*Written exercise*
Copy the data that follows, character for character, minus the pictures.

*Information shown*
= = =
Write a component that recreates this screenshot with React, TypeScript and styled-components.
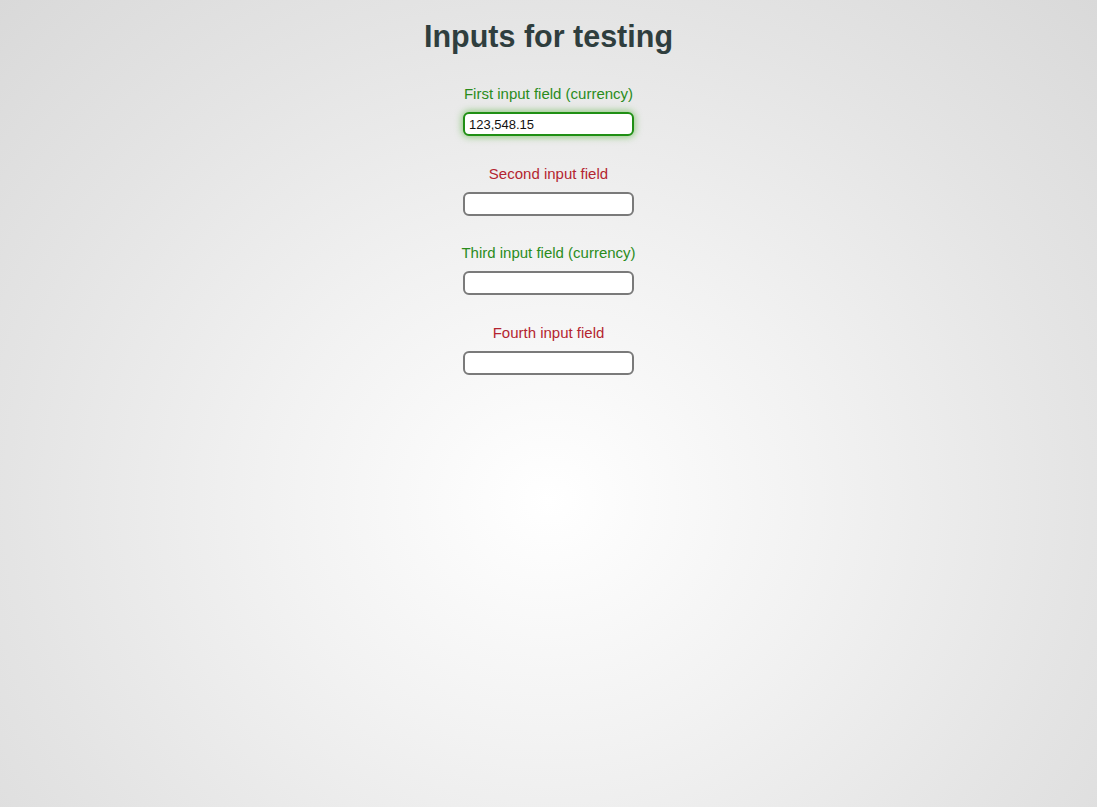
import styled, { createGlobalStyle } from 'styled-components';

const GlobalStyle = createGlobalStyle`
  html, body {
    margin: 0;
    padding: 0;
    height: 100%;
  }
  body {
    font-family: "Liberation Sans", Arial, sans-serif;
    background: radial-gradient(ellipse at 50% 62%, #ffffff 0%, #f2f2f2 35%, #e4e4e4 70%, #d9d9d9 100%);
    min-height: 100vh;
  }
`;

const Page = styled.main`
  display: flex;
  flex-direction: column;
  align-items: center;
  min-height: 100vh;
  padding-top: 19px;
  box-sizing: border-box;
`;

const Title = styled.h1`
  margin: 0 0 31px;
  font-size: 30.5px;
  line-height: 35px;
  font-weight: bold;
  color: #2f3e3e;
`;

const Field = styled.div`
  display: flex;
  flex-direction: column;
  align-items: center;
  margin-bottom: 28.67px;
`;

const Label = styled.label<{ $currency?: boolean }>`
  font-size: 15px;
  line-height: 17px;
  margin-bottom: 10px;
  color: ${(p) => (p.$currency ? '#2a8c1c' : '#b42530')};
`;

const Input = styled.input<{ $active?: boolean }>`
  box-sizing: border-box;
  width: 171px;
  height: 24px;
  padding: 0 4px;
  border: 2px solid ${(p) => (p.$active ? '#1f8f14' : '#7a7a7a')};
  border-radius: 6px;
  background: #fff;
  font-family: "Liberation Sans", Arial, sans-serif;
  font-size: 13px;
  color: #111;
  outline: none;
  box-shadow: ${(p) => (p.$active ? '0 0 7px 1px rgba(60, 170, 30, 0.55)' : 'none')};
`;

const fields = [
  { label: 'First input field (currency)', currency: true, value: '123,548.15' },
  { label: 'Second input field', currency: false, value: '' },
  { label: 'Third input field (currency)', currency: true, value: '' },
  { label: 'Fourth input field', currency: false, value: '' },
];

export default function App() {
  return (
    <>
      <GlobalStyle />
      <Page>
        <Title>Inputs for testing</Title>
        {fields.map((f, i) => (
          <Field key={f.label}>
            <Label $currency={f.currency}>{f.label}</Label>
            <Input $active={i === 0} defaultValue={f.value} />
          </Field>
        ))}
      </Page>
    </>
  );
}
= = =
*Answer to the problem*
Write a component that recreates this screenshot with React, TypeScript and styled-components.
import styled, { createGlobalStyle } from 'styled-components';

const GlobalStyle = createGlobalStyle`
  html, body {
    margin: 0;
    padding: 0;
    height: 100%;
  }
  body {
    font-family: "Liberation Sans", Arial, sans-serif;
    background: radial-gradient(ellipse at 50% 62%, #ffffff 0%, #f2f2f2 35%, #e4e4e4 70%, #d9d9d9 100%);
    min-height: 100vh;
  }
`;

const Page = styled.main`
  display: flex;
  flex-direction: column;
  align-items: center;
  min-height: 100vh;
  padding-top: 19px;
  box-sizing: border-box;
`;

const Title = styled.h1`
  margin: 0 0 31px;
  font-size: 30.5px;
  line-height: 35px;
  font-weight: bold;
  color: #2f3e3e;
`;

const Field = styled.div`
  display: flex;
  flex-direction: column;
  align-items: center;
  margin-bottom: 28.67px;
`;

const Label = styled.label<{ $currency?: boolean }>`
  font-size: 15px;
  line-height: 17px;
  margin-bottom: 10px;
  color: ${(p) => (p.$currency ? '#2a8c1c' : '#b42530')};
`;

const Input = styled.input<{ $active?: boolean }>`
  box-sizing: border-box;
  width: 171px;
  height: 24px;
  padding: 0 4px;
  border: 2px solid ${(p) => (p.$active ? '#1f8f14' : '#7a7a7a')};
  border-radius: 6px;
  background: #fff;
  font-family: "Liberation Sans", Arial, sans-serif;
  font-size: 13px;
  color: #111;
  outline: none;
  box-shadow: ${(p) => (p.$active ? '0 0 7px 1px rgba(60, 170, 30, 0.55)' : 'none')};
`;

const fields = [
  { label: 'First input field (currency)', currency: true, value: '123,548.15' },
  { label: 'Second input field', currency: false, value: '' },
  { label: 'Third input field (currency)', currency: true, value: '' },
  { label: 'Fourth input field', currency: false, value: '' },
];

export default function App() {
  return (
    <>
      <GlobalStyle />
      <Page>
        <Title>Inputs for testing</Title>
        {fields.map((f, i) => (
          <Field key={f.label}>
            <Label $currency={f.currency}>{f.label}</Label>
            <Input $active={i === 0} defaultValue={f.value} />
          </Field>
        ))}
      </Page>
    </>
  );
}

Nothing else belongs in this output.